Corporations are like cities, in that they are agglomerations of humans, but observationally, the data shows that like animals, corporations are sub-linear; larger corporations generate less income per employee. From this, Dr. West concludes that corporations are bound to die, which I think is an artifact of defining a corporation in terms of its legal charter, rather than the products it makes, the employees who work there, or equipment it uses. The names on the outside of a building are as relevant to the real business of business as the stripes on a leopard are to the business of a predatory cat. It’s not the legal labels that matters, but the people, capital, and ideas. In that sense, the data is totally inadequate to explain corporate behavior.
This project is extremely ambitious, but the sense that I got from the lecture was that of a profoundly misapplied metaphor. Like a 19th century physicist describing the universe as a perfect clockwork mechanism, Dr. West describes the universe in terms of the dominant network technology. There are real insights to be gained, but very real dangers of technocratic arrogance plagues the application of any of these theories. During the Q&A session, there was palpable unease as the political implications of what Dr. West was saying, and the way his theories directly contradict our notions of freedom of action and democratic self-governance.
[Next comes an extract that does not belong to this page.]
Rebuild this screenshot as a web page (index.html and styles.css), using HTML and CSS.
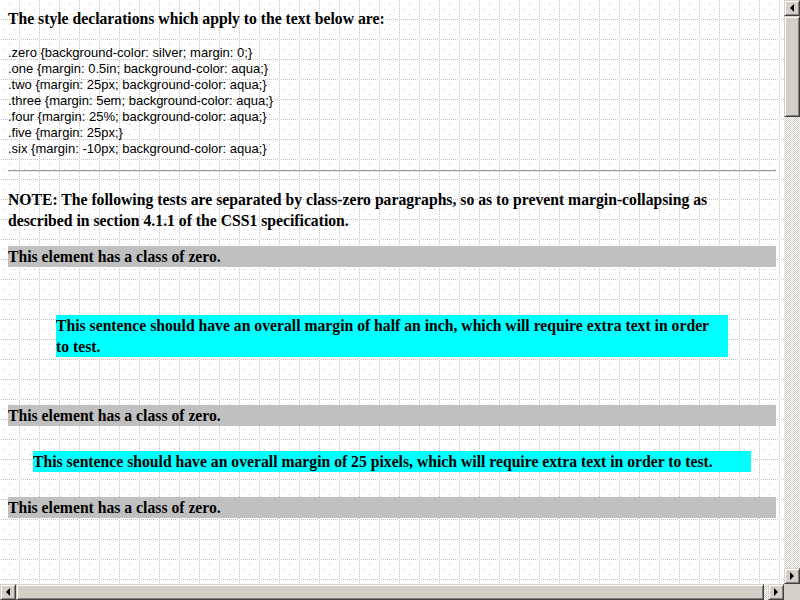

Rather than collecting and correlating the data that’s available, I’d prefer it if Dr. West used his acumen to develop more rigorous theories of energy and information flow between people and technological artifacts. If cities truly behave as he says they do, the important lessons for bettering the human condition will be found in more precise theories of human relationships, and the ecology of technology. The macro issues of infrastructure and creativity are important, but what makes cities unique, and what makes living in cities interesting, is the microstructure of where the roads go, where the good restaurants are, and what the creative people talk about. At present, the theory does not even being to explain these qualities.